Six of 11 employees linked to a night of partying in the coastal city of Cartagena on April 11-12 have left the agency over the scandal, which embarrassed the United States and overshadowed Obama's participation in the Summit of Americas meeting.
"I would think you'll see most of the 11 either resign, retire or will be forced to leave," Representative Peter King, chairman of the House of Representatives Homeland Security Committee, said in an interview on Fox News.
"I doubt, no matter what happens, you're going to see any of these 11 ever involved in any kind of detail like this again. They basically have to stay out of the public eye, if they stay on the job," King said.
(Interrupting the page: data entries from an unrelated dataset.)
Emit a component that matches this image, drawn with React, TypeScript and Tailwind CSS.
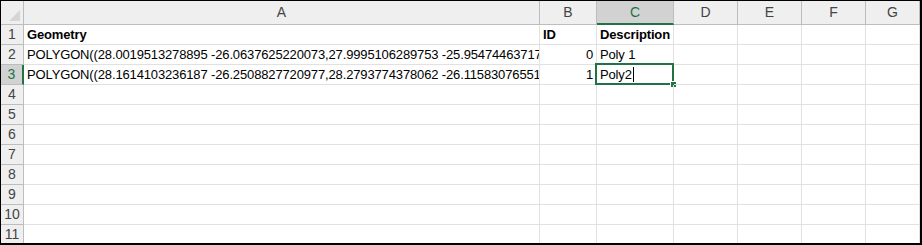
import React from "react";

const cols = ["A", "B", "C", "D", "E", "F", "G"];

type Cell = { text?: string; bold?: boolean; right?: boolean };

const rows: Cell[][] = [
  [{ text: "Geometry", bold: true }, { text: "ID", bold: true }, { text: "Description", bold: true }],
  [
    { text: "POLYGON((28.0019513278895 -26.0637625220073,27.9995106289753 -25.9547446371712,28.0921044783211 -25.9412387415526))" },
    { text: "0", right: true },
    { text: "Poly 1" },
  ],
  [
    { text: "POLYGON((28.1614103236187 -26.2508827720977,28.2793774378062 -26.1158307655131,28.3301948372015 -26.2011744308192))" },
    { text: "1", right: true },
    { text: "Poly2" },
  ],
];

const SelectedCol = 2;
const SelectedRow = 3;

const App = () => {
  return (
    <div className="w-[922px] h-[245px] overflow-hidden border-t border-l border-r-2 border-b-2 border-black bg-white font-['Liberation_Sans',Arial,sans-serif] text-[13px] tracking-[-0.14px] text-black">
      <div className="grid grid-cols-[23px_516px_57px_77px_64px_64px_64px_1fr] grid-rows-[24px_repeat(11,20px)]">
        {/* corner */}
        <div className="relative bg-[#efefef] border-r border-b border-[#bdbdbd]">
          <svg className="absolute right-[3px] bottom-[3px]" width="11" height="11" viewBox="0 0 11 11">
            <polygon points="11,0 11,11 0,11" fill="#d5d5d5" />
          </svg>
        </div>
        {cols.map((c, i) =>
          i === SelectedCol ? (
            <div
              key={c}
              className="flex items-center justify-center bg-[#d2d2d2] border-r border-[#bdbdbd] border-b-2 border-b-[#217346] text-[#217346] text-[14px] tracking-normal"
            >
              {c}
            </div>
          ) : (
            <div
              key={c}
              className="flex items-center justify-center bg-[#efefef] border-r border-b border-[#bdbdbd] text-[#444] text-[14px] tracking-normal"
            >
              {c}
            </div>
          )
        )}

        {Array.from({ length: 11 }).map((_, r) => {
          const n = r + 1;
          const data = rows[r] || [];
          return (
            <React.Fragment key={n}>
              {n === SelectedRow ? (
                <div className="flex items-center justify-center bg-[#d2d2d2] border-b border-[#bdbdbd] border-r-2 border-r-[#217346] text-[#217346] text-[14px] tracking-normal">
                  {n}
                </div>
              ) : (
                <div className="flex items-center justify-center bg-[#efefef] border-r border-b border-[#bdbdbd] text-[#444] text-[14px] tracking-normal">
                  {n}
                </div>
              )}
              {cols.map((c, ci) => {
                const cell = data[ci];
                const selected = n === SelectedRow && ci === SelectedCol;
                return (
                  <div
                    key={c}
                    className={
                      "relative flex items-center whitespace-nowrap border-r border-b border-[#e1e1e1] px-[3px] leading-[19px] " +
                      (cell?.right ? "justify-end " : "") +
                      (cell?.bold ? "font-bold " : "") +
                      (ci === 0 ? "overflow-hidden" : "")
                    }
                  >
                    {cell?.text}
                    {selected && (
                      <>
                        <span className="inline-block w-px h-[15px] bg-black ml-[1px]" />
                        <div className="absolute -top-[2px] -left-[2px] -right-[1px] -bottom-[1px] border-2 border-[#217346]" />
                        <div className="absolute -right-[4px] -bottom-[4px] w-[7px] h-[7px] bg-[#217346] border border-white" />
                      </>
                    )}
                  </div>
                );
              })}
            </React.Fragment>
          );
        })}
      </div>
    </div>
  );
};

export default App;
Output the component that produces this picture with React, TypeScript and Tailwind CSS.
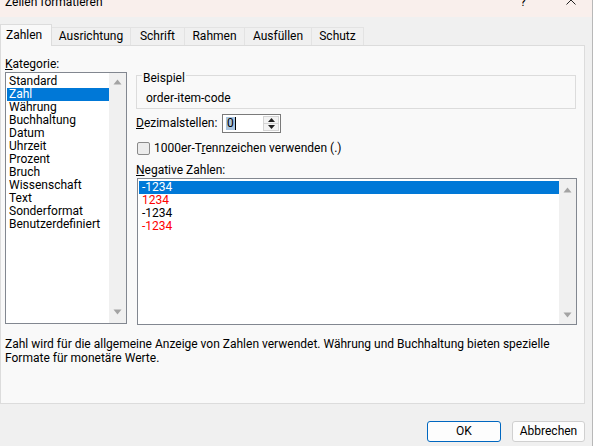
import React from 'react';

const kategorien = [
  'Standard',
  'Zahl',
  'Währung',
  'Buchhaltung',
  'Datum',
  'Uhrzeit',
  'Prozent',
  'Bruch',
  'Wissenschaft',
  'Text',
  'Sonderformat',
  'Benutzerdefiniert',
];

const negativ = [
  { text: '-1234', red: false },
  { text: '1234', red: true },
  { text: '-1234', red: false },
  { text: '-1234', red: true },
];

const tabs = [
  { label: 'Ausrichtung', w: 'w-[79px]' },
  { label: 'Schrift', w: 'w-[54px]' },
  { label: 'Rahmen', w: 'w-[60px]' },
  { label: 'Ausfüllen', w: 'w-[67px]' },
  { label: 'Schutz', w: 'w-[52px]' },
];

function ScrollTrack({ upTop, downBottom }: { upTop: string; downBottom: string }) {
  return (
    <div className="w-[17px] self-stretch bg-[#f0f0f0] flex flex-col items-center justify-between">
      <svg width="9" height="6" viewBox="0 0 9 6" className={upTop}>
        <path d="M0.5 5.5 L4.5 0.5 L8.5 5.5 Z" fill="#a3a3a3" />
      </svg>
      <svg width="9" height="6" viewBox="0 0 9 6" className={downBottom}>
        <path d="M0.5 0.5 L4.5 5.5 L8.5 0.5 Z" fill="#a3a3a3" />
      </svg>
    </div>
  );
}

export default function App() {
  return (
    <div className="w-[594px] h-[446px] flex overflow-hidden bg-white text-[12px] leading-[13px] text-black font-['Roboto',sans-serif]">
      <div className="w-[592px] h-full flex flex-col bg-[#f0f0f0]">
        {/* Title bar, cut off at the top */}
        <div className="h-[17px] overflow-hidden bg-[#f9efec]">
          <div className="-mt-[5px] h-[14px] flex items-center pl-[5px] pr-[16px]">
            <span>Zellen formatieren</span>
            <span className="ml-auto mr-[40px]">?</span>
            <svg width="10" height="10" viewBox="0 0 10 10" className="-mt-[4px]">
              <path d="M0.5 0.5 L9.5 9.5 M9.5 0.5 L0.5 9.5" stroke="#222" strokeWidth="1" />
            </svg>
          </div>
        </div>

        {/* Tabs */}
        <div className="h-[28px] flex items-end">
          <div className="relative z-10 -mb-px h-[22px] w-[52px] pl-[5px] flex items-center bg-[#f9f9f9] border border-b-0 border-[#dcdcdc]">
            Zahlen
          </div>
          {tabs.map((t) => (
            <div
              key={t.label}
              className={
                t.w +
                ' h-[18px] flex items-center justify-center border border-b-0 border-l-0 border-[#e3e3e3] bg-[#f0f0f0]'
              }
            >
              {t.label}
            </div>
          ))}
        </div>

        {/* Panel */}
        <div className="w-[585px] h-[359px] border border-[#dcdcdc] bg-[#f9f9f9] flex flex-col">
          <div className="flex pl-[4px]">
            {/* Kategorie */}
            <div className="flex flex-col w-[122px]">
              <div className="mt-[11px] h-[14px] flex items-center">
                <span><span className="underline">K</span>ategorie:</span>
              </div>
              <div className="mt-[1px] h-[252px] border border-[#828790] bg-white flex">
                <div className="flex-1 pt-[2px] pl-px">
                  {kategorien.map((k) => (
                    <div
                      key={k}
                      className={
                        'h-[13px] flex items-center pl-[2px] ' +
                        (k === 'Zahl' ? 'bg-[#0078d7] text-white' : '')
                      }
                    >
                      {k}
                    </div>
                  ))}
                </div>
                <ScrollTrack upTop="mt-[6px]" downBottom="mb-[8px]" />
              </div>
            </div>

            {/* Right side */}
            <div className="ml-[9px] flex flex-col w-[441px]">
              {/* Beispiel group box */}
              <div className="mt-[29px] h-[34px] w-[440px] border border-[#dcdcdc] flex flex-col">
                <span className="-mt-[5px] ml-[5px] w-fit px-px h-[14px] leading-[14px] bg-[#f9f9f9]">Beispiel</span>
                <div className="mt-[6px] ml-[9px] h-[14px] flex items-center">order-item-code</div>
              </div>

              <div className="mt-[5px] h-[19px] flex items-center">
                <span className="w-[86px]">
                  <span className="underline">D</span>ezimalstellen:
                </span>
                <div className="w-[59px] h-[19px] border border-[#7a7a7a] bg-white flex">
                  <div className="flex-1 flex items-center pl-[3px]">
                    <span className="bg-[#a9c4df] px-px leading-[13px]">0</span>
                    <span className="w-px h-[13px] bg-black" />
                  </div>
                  <div className="w-[16px] my-px mr-px flex flex-col border border-[#d4d4d4]">
                    <div className="flex-1 flex items-center justify-center bg-[#f3f3f3] border-b border-[#d4d4d4]">
                      <svg width="7" height="4" viewBox="0 0 7 4">
                        <path d="M0 4 L3.5 0 L7 4 Z" fill="#202020" />
                      </svg>
                    </div>
                    <div className="flex-1 flex items-center justify-center bg-[#f3f3f3]">
                      <svg width="7" height="4" viewBox="0 0 7 4">
                        <path d="M0 0 L3.5 4 L7 0 Z" fill="#202020" />
                      </svg>
                    </div>
                  </div>
                </div>
              </div>

              <div className="mt-[9px] h-[13px] flex items-center">
                <div className="ml-px w-[13px] h-[13px] rounded-[2px] border border-[#8a8a8a] bg-[#ececec]" />
                <span className="ml-[4px]">
                  1000er-T<span className="underline">r</span>ennzeichen verwenden (.)
                </span>
              </div>

              <div className="mt-[9px] h-[13px] flex items-center">
                <span><span className="underline">N</span>egative Zahlen:</span>
              </div>

              <div className="mt-[1px] ml-px h-[147px] w-[440px] border border-[#828790] bg-white flex">
                <div className="flex-1 pt-[2px] pl-px">
                  {negativ.map((n, i) => (
                    <div
                      key={i}
                      className={
                        'h-[13px] flex items-center pl-[3px] ' +
                        (i === 0 ? 'bg-[#0078d7] text-white' : n.red ? 'text-[#ff0000]' : '')
                      }
                    >
                      {n.text}
                    </div>
                  ))}
                </div>
                <ScrollTrack upTop="mt-[8px]" downBottom="mb-[6px]" />
              </div>
            </div>
          </div>

          <div className="mt-[12px] pl-[4px] leading-[14px] w-[560px]">
            Zahl wird für die allgemeine Anzeige von Zahlen verwendet. Währung und Buchhaltung bieten spezielle
            Formate für monetäre Werte.
          </div>
        </div>

        {/* Buttons */}
        <div className="w-[585px] flex justify-end gap-[11px] mt-[17px]">
          <button className="w-[74px] h-[21px] rounded-[3px] border border-[#0067c0] bg-[#fdfdfd]">OK</button>
          <button className="w-[73px] h-[21px] rounded-[3px] border border-[#d0d0d0] bg-[#fdfdfd]">Abbrechen</button>
        </div>
      </div>
      <div className="w-[2px] h-full border-l border-[#b8b8b8] bg-white" />
    </div>
  );
}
The Secret Service, which is tasked with protecting the president, senior administration officials and other prominent figures, said on Friday that a 12th employee had been implicated in the probe and another had been cleared of "serious misconduct" in Cartagena but would face administrative action.
King, whose committee is also probing the Cartagena incident, said the 12th employee was involved in a separate incident that happened "five or six days before the president arrived."
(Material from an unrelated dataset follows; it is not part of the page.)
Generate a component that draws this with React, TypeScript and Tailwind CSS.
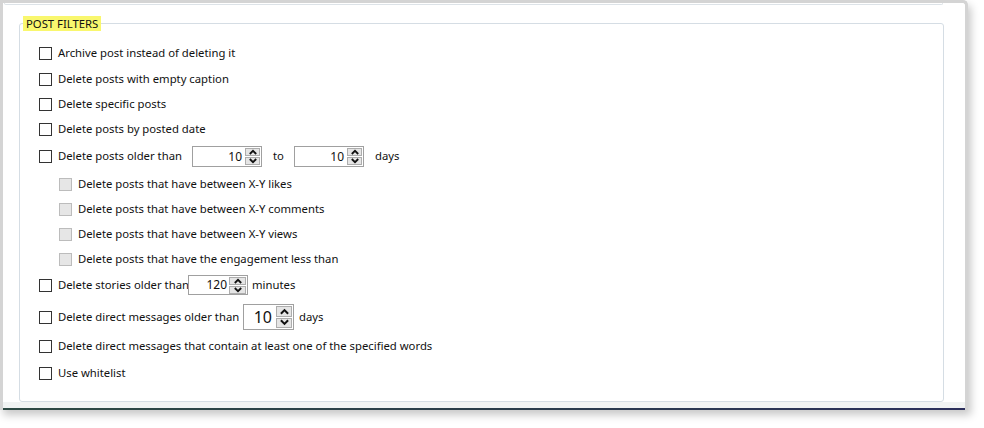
import React from 'react';

const font = { fontFamily: '"Noto Sans", "Open Sans", Arial, sans-serif' };

function Check({ disabled = false }: { disabled?: boolean }) {
  return (
    <span
      className={
        disabled
          ? 'w-[13px] h-[13px] shrink-0 border border-[#bcbcbc] bg-[#e6e6e6]'
          : 'w-[13px] h-[13px] shrink-0 border border-[#333333] bg-white'
      }
    />
  );
}

function Arrow({ up, size }: { up: boolean; size: number }) {
  return (
    <svg width={size} height={size - 2} viewBox="0 0 8 6">
      {up ? (
        <path d="M0.8 5 L4 1.8 L7.2 5" fill="none" stroke="#111" strokeWidth="1.8" />
      ) : (
        <path d="M0.8 1 L4 4.2 L7.2 1" fill="none" stroke="#111" strokeWidth="1.8" />
      )}
    </svg>
  );
}

interface SpinProps {
  value: string;
  w: string;
  h: string;
  text: string;
  btn: string;
  arrow: number;
  pad: string;
}

function Spin({ value, w, h, text, btn, arrow, pad }: SpinProps) {
  return (
    <div className={`${w} ${h} shrink-0 border border-[#a0a0a0] bg-white flex items-stretch p-[1px]`}>
      <span className={`flex-1 flex items-center justify-end ${pad} ${text} text-[#111]`}>{value}</span>
      <div className={`${btn} flex flex-col gap-[1px]`}>
        <span className="flex-1 bg-[#e5e5e5] border border-[#adadad] flex items-center justify-center">
          <Arrow up size={arrow} />
        </span>
        <span className="flex-1 bg-[#e5e5e5] border border-[#adadad] flex items-center justify-center">
          <Arrow up={false} size={arrow} />
        </span>
      </div>
    </div>
  );
}

function Row({ mt, sub = false, label, children, h = 'h-[20px]' }: { mt: string; sub?: boolean; label: React.ReactNode; children?: React.ReactNode; h?: string }) {
  return (
    <div className={`${mt} ${h} flex items-center whitespace-nowrap ${sub ? 'pl-[20px]' : ''}`}>
      <Check disabled={sub} />
      {label}
      {children}
    </div>
  );
}

export default function App() {
  return (
    <div className="w-[984px] h-[428px] bg-white text-[11.3px] text-[#111]" style={font}>
      <div className="w-[968px] h-[410px] border-x-[3px] border-t-[3px] border-[#d4d4d4] rounded-tr-[5px] bg-white shadow-[3px_5px_8px_rgba(0,0,0,0.22)] flex flex-col">
        {/* bottom of the group above */}
        <div className="h-[2px] ml-[1px] mr-[22px] border-x border-b border-[#dde3e8] rounded-b-[3px]" />

        <fieldset className="mt-[11px] ml-[16px] w-[925px] h-[386px] border border-[#d5dde4] rounded-[3px] pl-[19px]">
          <legend className="ml-[-16px] px-[3px] h-[15px] leading-[15px] bg-[#f9f76e]">POST FILTERS</legend>

          <div className="flex flex-col">
            <Row mt="mt-[12px]" label={<span className="ml-[6px]">Archive post instead of deleting it</span>} />
            <Row mt="mt-[6px]" label={<span className="ml-[6px]">Delete posts with empty caption</span>} />
            <Row mt="mt-[5px]" label={<span className="ml-[6px]">Delete specific posts</span>} />
            <Row mt="mt-[5px]" label={<span className="ml-[6px]">Delete posts by posted date</span>} />
            <Row mt="mt-[7px]" h="h-[21px]" label={<span className="ml-[6px] w-[134px] shrink-0">Delete posts older than</span>}>
              <Spin value="10" w="w-[70px]" h="h-[21px]" text="text-[12px]" btn="w-[15px]" arrow={8} pad="pr-[3px]" />
              <span className="w-[32px] shrink-0 pl-[11px]">to</span>
              <Spin value="10" w="w-[70px]" h="h-[21px]" text="text-[12px]" btn="w-[15px]" arrow={8} pad="pr-[3px]" />
              <span className="pl-[11px]">days</span>
            </Row>
            <Row mt="mt-[7px]" sub label={<span className="ml-[6px]">Delete posts that have between X-Y likes</span>} />
            <Row mt="mt-[5px]" sub label={<span className="ml-[6px]">Delete posts that have between X-Y comments</span>} />
            <Row mt="mt-[5px]" sub label={<span className="ml-[6px]">Delete posts that have between X-Y views</span>} />
            <Row mt="mt-[5px]" sub label={<span className="ml-[6px]">Delete posts that have the engagement less than</span>} />
            <Row mt="mt-[6px]" label={<span className="ml-[6px] w-[130px] shrink-0">Delete stories older than</span>}>
              <Spin value="120" w="w-[60px]" h="h-[20px]" text="text-[12px]" btn="w-[17px]" arrow={8} pad="pr-[2px]" />
              <span className="pl-[4px]">minutes</span>
            </Row>
            <Row mt="mt-[9px]" h="h-[26px]" label={<span className="ml-[6px] w-[185px] shrink-0">Delete direct messages older than</span>}>
              <Spin value="10" w="w-[51px]" h="h-[26px]" text="text-[16px]" btn="w-[16px]" arrow={9} pad="pr-[4px]" />
              <span className="pl-[5px]">days</span>
            </Row>
            <Row mt="mt-[6px]" label={<span className="ml-[6px]">Delete direct messages that contain at least one of the specified words</span>} />
            <Row mt="mt-[7px]" label={<span className="ml-[6px]">Use whitelist</span>} />
          </div>
        </fieldset>

        <div className="h-[6px] bg-[#f1f3f3]" />
        <div className="h-[2px] bg-gradient-to-r from-[#2e4a44] via-[#2a3d4a] to-[#2c2f5c]" />
      </div>
    </div>
  );
}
The New York Republican said he had four investigators on the case and had spoken several times this week with Secret Service Director Mark Sullivan about the agency's own investigation.
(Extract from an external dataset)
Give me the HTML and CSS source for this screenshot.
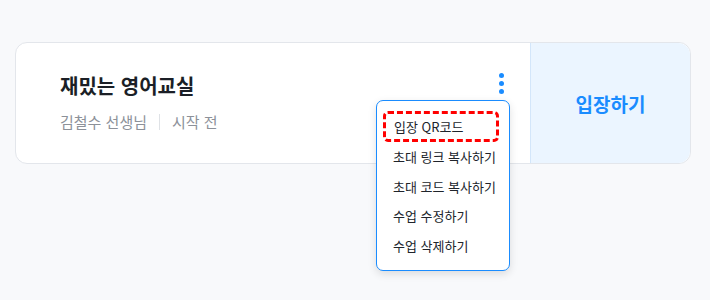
FILE: index.html
```html
<!DOCTYPE html>
<html lang="ko">
<head>
  <meta charset="UTF-8">
  <title>수업 카드</title>
  <link rel="stylesheet" href="styles.css">
</head>
<body>
  <div class="lesson">
    <div class="card">
      <div class="info">
        <h2 class="title">재밌는 영어교실</h2>
        <div class="meta">
          <span>김철수 선생님</span>
          <span class="divider"></span>
          <span>시작 전</span>
        </div>
      </div>
      <a class="enter">입장하기</a>
    </div>
    <button class="more" aria-label="더보기">
      <span></span><span></span><span></span>
    </button>
    <ul class="menu">
      <li class="focused">입장 QR코드</li>
      <li>초대 링크 복사하기</li>
      <li>초대 코드 복사하기</li>
      <li>수업 수정하기</li>
      <li>수업 삭제하기</li>
    </ul>
  </div>
</body>
</html>
```

FILE: styles.css
```css
body {
  margin: 0;
  min-height: 100vh;
  overflow: hidden;
  background: #f8f9fb;
  font-family: "Noto Sans CJK KR", "Noto Sans", sans-serif;
}
.lesson {
  position: relative;
  width: 676px;
  margin: 42px 0 0 15px;
}
.card {
  display: flex;
  height: 120px;
  background: #fff;
  border: 1px solid #e3e6eb;
  border-radius: 12px;
}
.info {
  flex: 1;
  padding: 28px 0 0 44px;
}
.title {
  margin: 0;
  font-size: 20px;
  font-weight: 700;
  color: #1b1f26;
  line-height: 30px;
}
.meta {
  display: flex;
  align-items: center;
  gap: 12px;
  margin-top: 10px;
  font-size: 15px;
  color: #8c9199;
  line-height: 22px;
}
.divider {
  width: 1px;
  height: 16px;
  background: #dfe2e6;
}
.more {
  position: absolute;
  top: 31px;
  left: 484px;
  display: flex;
  flex-direction: column;
  gap: 3px;
  padding: 0;
  border: none;
  background: none;
}
.more span {
  width: 5px;
  height: 5px;
  border-radius: 50%;
  background: #1a8cff;
}
.menu {
  position: absolute;
  top: 58px;
  left: 361px;
  width: 132px;
  margin: 0;
  padding: 8px 0 10px;
  list-style: none;
  background: #fff;
  border: 1px solid #1a8cff;
  border-radius: 7px;
  box-shadow: 0 3px 8px rgba(0, 0, 0, 0.12);
  z-index: 2;
}
.menu li {
  height: 29.5px;
  line-height: 29.5px;
  padding-left: 16px;
  font-size: 13px;
  color: #20242b;
}
.menu li.focused {
  margin: 5px 13px 3px 9px;
  padding-left: 8px;
  height: 25px;
  line-height: 25px;
  outline: 3px dashed #f00;
  border-radius: 2px;
}
.enter {
  width: 159px;
  display: flex;
  align-items: center;
  justify-content: center;
  background: #ebf5ff;
  border-left: 1px solid #d3e6fa;
  border-radius: 0 12px 12px 0;
  color: #1a8cff;
  font-size: 19px;
  font-weight: 700;
}
```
"We want a full record (of the probe), so at the end we can decide if the Secret Service acted appropriately once they found out about it," King said. Two of the original 11 Secret Service employees involved in the scandal were supervisors, he added.
"They should have been in control of everything. Instead, they were accessories. They were part of it," King said.
"Among those eleven, besides what they did, they also are in trouble, if you will, for what they didn't do. And what they didn't do is report it," King said.